> _Aim_
Copy out the listing that follows, exactly, without its pictures.

> _Recorded information_
************

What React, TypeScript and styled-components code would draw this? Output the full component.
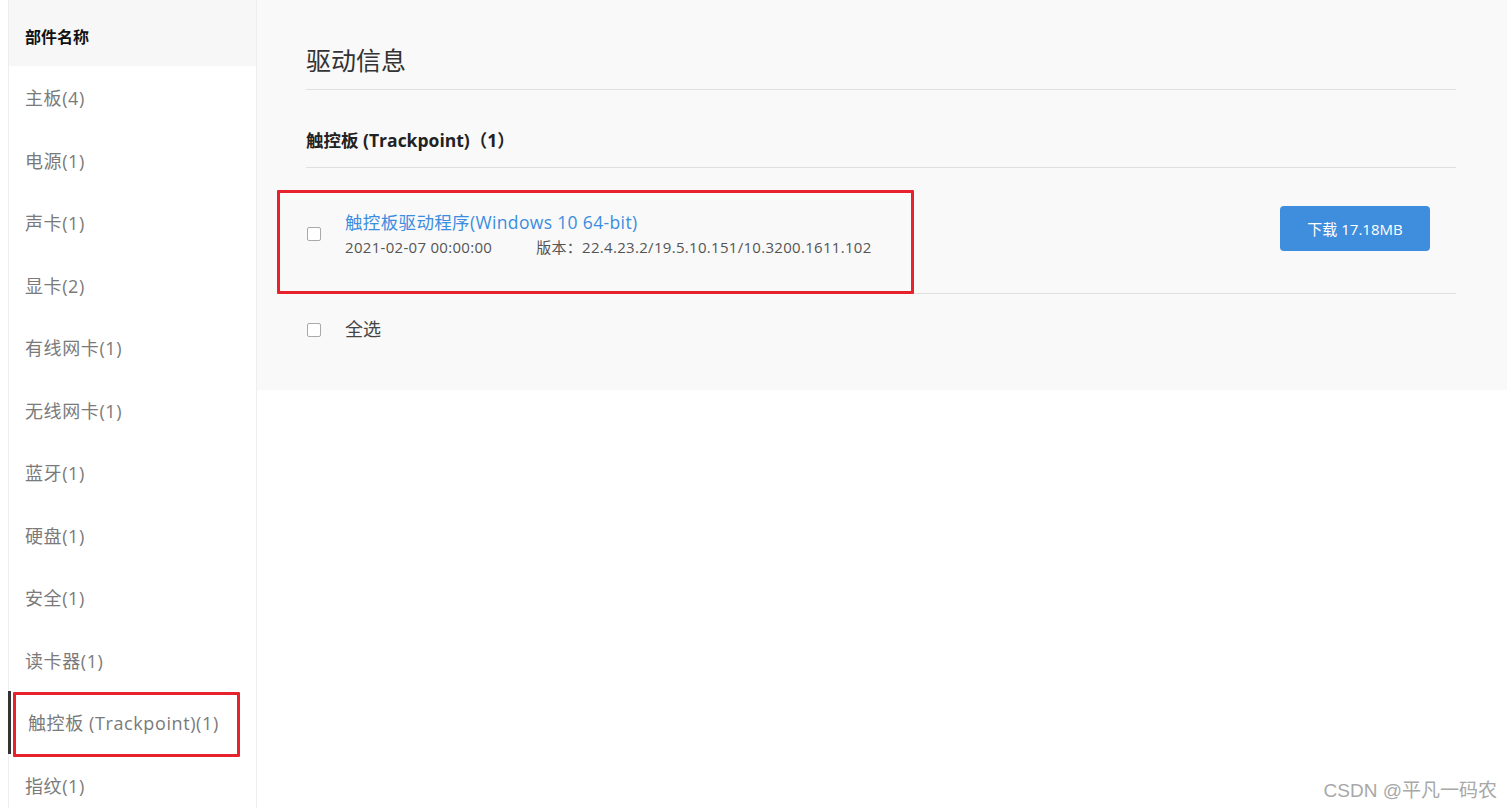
import React from "react";
import styled, { createGlobalStyle } from "styled-components";

const GlobalStyle = createGlobalStyle`
  body {
    margin: 0;
    background: #fff;
    font-family: "Open Sans", "Noto Sans CJK SC", sans-serif;
    color: #333;
  }
`;

const Page = styled.div`
  display: flex;
  align-items: flex-start;
  width: 1512px;
  height: 808px;
  overflow: hidden;
  position: relative;
`;

const Sidebar = styled.div`
  margin-left: 8px;
  width: 247px;
  min-height: 808px;
  border-left: 1px solid #eeeeee;
  border-right: 1px solid #eeeeee;
  flex-shrink: 0;
`;

const SideHeader = styled.div`
  height: 66px;
  box-sizing: border-box;
  padding: 25px 0 0 16px;
  line-height: 24px;
  font-size: 16px;
  font-weight: 700;
  color: #111;
  background: #f7f7f7;
`;

const SideItem = styled.div<{ $active?: boolean }>`
  position: relative;
  height: 62.5px;
  display: flex;
  align-items: center;
  box-sizing: border-box;
  padding-left: ${({ $active }) => ($active ? "17px" : "16px")};
  border-left: ${({ $active }) => ($active ? "3px solid #333" : "none")};
  margin-left: ${({ $active }) => ($active ? "-1px" : "0")};
  font-size: 18px;
  letter-spacing: 0.6px;
  color: #7a7a7a;
`;

const Mark = styled.div`
  position: absolute;
  border: 3px solid #e8222c;
  border-radius: 1px;
  box-sizing: border-box;
  pointer-events: none;
`;

const SideMark = styled(Mark)`
  left: 2px;
  top: 1px;
  width: 227px;
  height: 65px;
`;

const Main = styled.div`
  width: 1250px;
  height: 390px;
  box-sizing: border-box;
  padding: 0 51px 0 49px;
  background: #f9f9f9;
  flex-shrink: 0;
`;

const Title = styled.div`
  padding: 40px 0 9px;
  line-height: 40px;
  font-size: 25px;
  color: #333;
  border-bottom: 1px solid #e0e0e0;
`;

const Section = styled.div`
  padding: 37px 0 14px;
  line-height: 26px;
  font-size: 17.5px;
  font-weight: 700;
  color: #222;
  border-bottom: 1px solid #e0e0e0;
`;

const Row = styled.div`
  position: relative;
  display: flex;
  align-items: flex-start;
  padding: 38px 26px 34px 1px;
  border-bottom: 1px solid #e0e0e0;
`;

const RowMark = styled(Mark)`
  left: -29px;
  top: 22px;
  width: 637px;
  height: 104px;
`;

const Check = styled.span<{ $top: number }>`
  display: block;
  width: 14px;
  height: 14px;
  box-sizing: border-box;
  border: 1px solid #a9a9a9;
  border-radius: 2px;
  background: #fff;
  margin-top: ${({ $top }) => $top}px;
  flex-shrink: 0;
`;

const Info = styled.div`
  flex: 1;
  margin: 3px 0 0 24px;
`;

const DriverName = styled.a`
  display: block;
  line-height: 26px;
  font-size: 17.5px;
  letter-spacing: 0.35px;
  color: #3b8de0;
  text-decoration: none;
`;

const Meta = styled.div`
  display: flex;
  gap: 44px;
  line-height: 24px;
  font-size: 15px;
  letter-spacing: 0.3px;
  color: #555;
`;

const Download = styled.button`
  width: 150px;
  height: 45px;
  border: none;
  border-radius: 4px;
  background: #3f8ddd;
  color: #fff;
  font-family: inherit;
  font-size: 15px;
`;

const SelectAll = styled.div`
  display: flex;
  align-items: flex-start;
  padding: 23px 0 0 1px;
  line-height: 24px;
  font-size: 18px;
  color: #444;
`;

const SelectLabel = styled.span`
  margin-left: 24px;
`;

const Watermark = styled.div`
  position: absolute;
  right: 15px;
  bottom: 6px;
  font-size: 19px;
  color: #a8a8a8;
  font-family: "Liberation Sans", "Noto Sans CJK SC", sans-serif;
`;

const parts = [
  "主板(4)",
  "电源(1)",
  "声卡(1)",
  "显卡(2)",
  "有线网卡(1)",
  "无线网卡(1)",
  "蓝牙(1)",
  "硬盘(1)",
  "安全(1)",
  "读卡器(1)",
  "触控板 (Trackpoint)(1)",
  "指纹(1)",
];

export default function App() {
  return (
    <Page>
      <GlobalStyle />
      <Sidebar>
        <SideHeader>部件名称</SideHeader>
        {parts.map((p, i) => (
          <SideItem key={p} $active={i === 10}>
            {p}
            {i === 10 && <SideMark />}
          </SideItem>
        ))}
      </Sidebar>
      <Main>
        <Title>驱动信息</Title>
        <Section>触控板 (Trackpoint)（1）</Section>
        <Row>
          <Check $top={21} />
          <Info>
            <DriverName href="#">触控板驱动程序(Windows 10 64-bit)</DriverName>
            <Meta>
              <span>2021-02-07 00:00:00</span>
              <span>版本：22.4.23.2/19.5.10.151/10.3200.1611.102</span>
            </Meta>
          </Info>
          <Download>下载 17.18MB</Download>
          <RowMark />
        </Row>
        <SelectAll>
          <Check $top={6} />
          <SelectLabel>全选</SelectLabel>
        </SelectAll>
      </Main>
      <Watermark>CSDN @平凡一码农</Watermark>
    </Page>
  );
}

************

> _Written solution_
What React, TypeScript and styled-components code would draw this? Output the full component.
import React from "react";
import styled, { createGlobalStyle } from "styled-components";

const GlobalStyle = createGlobalStyle`
  body {
    margin: 0;
    background: #fff;
    font-family: "Open Sans", "Noto Sans CJK SC", sans-serif;
    color: #333;
  }
`;

const Page = styled.div`
  display: flex;
  align-items: flex-start;
  width: 1512px;
  height: 808px;
  overflow: hidden;
  position: relative;
`;

const Sidebar = styled.div`
  margin-left: 8px;
  width: 247px;
  min-height: 808px;
  border-left: 1px solid #eeeeee;
  border-right: 1px solid #eeeeee;
  flex-shrink: 0;
`;

const SideHeader = styled.div`
  height: 66px;
  box-sizing: border-box;
  padding: 25px 0 0 16px;
  line-height: 24px;
  font-size: 16px;
  font-weight: 700;
  color: #111;
  background: #f7f7f7;
`;

const SideItem = styled.div<{ $active?: boolean }>`
  position: relative;
  height: 62.5px;
  display: flex;
  align-items: center;
  box-sizing: border-box;
  padding-left: ${({ $active }) => ($active ? "17px" : "16px")};
  border-left: ${({ $active }) => ($active ? "3px solid #333" : "none")};
  margin-left: ${({ $active }) => ($active ? "-1px" : "0")};
  font-size: 18px;
  letter-spacing: 0.6px;
  color: #7a7a7a;
`;

const Mark = styled.div`
  position: absolute;
  border: 3px solid #e8222c;
  border-radius: 1px;
  box-sizing: border-box;
  pointer-events: none;
`;

const SideMark = styled(Mark)`
  left: 2px;
  top: 1px;
  width: 227px;
  height: 65px;
`;

const Main = styled.div`
  width: 1250px;
  height: 390px;
  box-sizing: border-box;
  padding: 0 51px 0 49px;
  background: #f9f9f9;
  flex-shrink: 0;
`;

const Title = styled.div`
  padding: 40px 0 9px;
  line-height: 40px;
  font-size: 25px;
  color: #333;
  border-bottom: 1px solid #e0e0e0;
`;

const Section = styled.div`
  padding: 37px 0 14px;
  line-height: 26px;
  font-size: 17.5px;
  font-weight: 700;
  color: #222;
  border-bottom: 1px solid #e0e0e0;
`;

const Row = styled.div`
  position: relative;
  display: flex;
  align-items: flex-start;
  padding: 38px 26px 34px 1px;
  border-bottom: 1px solid #e0e0e0;
`;

const RowMark = styled(Mark)`
  left: -29px;
  top: 22px;
  width: 637px;
  height: 104px;
`;

const Check = styled.span<{ $top: number }>`
  display: block;
  width: 14px;
  height: 14px;
  box-sizing: border-box;
  border: 1px solid #a9a9a9;
  border-radius: 2px;
  background: #fff;
  margin-top: ${({ $top }) => $top}px;
  flex-shrink: 0;
`;

const Info = styled.div`
  flex: 1;
  margin: 3px 0 0 24px;
`;

const DriverName = styled.a`
  display: block;
  line-height: 26px;
  font-size: 17.5px;
  letter-spacing: 0.35px;
  color: #3b8de0;
  text-decoration: none;
`;

const Meta = styled.div`
  display: flex;
  gap: 44px;
  line-height: 24px;
  font-size: 15px;
  letter-spacing: 0.3px;
  color: #555;
`;

const Download = styled.button`
  width: 150px;
  height: 45px;
  border: none;
  border-radius: 4px;
  background: #3f8ddd;
  color: #fff;
  font-family: inherit;
  font-size: 15px;
`;

const SelectAll = styled.div`
  display: flex;
  align-items: flex-start;
  padding: 23px 0 0 1px;
  line-height: 24px;
  font-size: 18px;
  color: #444;
`;

const SelectLabel = styled.span`
  margin-left: 24px;
`;

const Watermark = styled.div`
  position: absolute;
  right: 15px;
  bottom: 6px;
  font-size: 19px;
  color: #a8a8a8;
  font-family: "Liberation Sans", "Noto Sans CJK SC", sans-serif;
`;

const parts = [
  "主板(4)",
  "电源(1)",
  "声卡(1)",
  "显卡(2)",
  "有线网卡(1)",
  "无线网卡(1)",
  "蓝牙(1)",
  "硬盘(1)",
  "安全(1)",
  "读卡器(1)",
  "触控板 (Trackpoint)(1)",
  "指纹(1)",
];

export default function App() {
  return (
    <Page>
      <GlobalStyle />
      <Sidebar>
        <SideHeader>部件名称</SideHeader>
        {parts.map((p, i) => (
          <SideItem key={p} $active={i === 10}>
            {p}
            {i === 10 && <SideMark />}
          </SideItem>
        ))}
      </Sidebar>
      <Main>
        <Title>驱动信息</Title>
        <Section>触控板 (Trackpoint)（1）</Section>
        <Row>
          <Check $top={21} />
          <Info>
            <DriverName href="#">触控板驱动程序(Windows 10 64-bit)</DriverName>
            <Meta>
              <span>2021-02-07 00:00:00</span>
              <span>版本：22.4.23.2/19.5.10.151/10.3200.1611.102</span>
            </Meta>
          </Info>
          <Download>下载 17.18MB</Download>
          <RowMark />
        </Row>
        <SelectAll>
          <Check $top={6} />
          <SelectLabel>全选</SelectLabel>
        </SelectAll>
      </Main>
      <Watermark>CSDN @平凡一码农</Watermark>
    </Page>
  );
}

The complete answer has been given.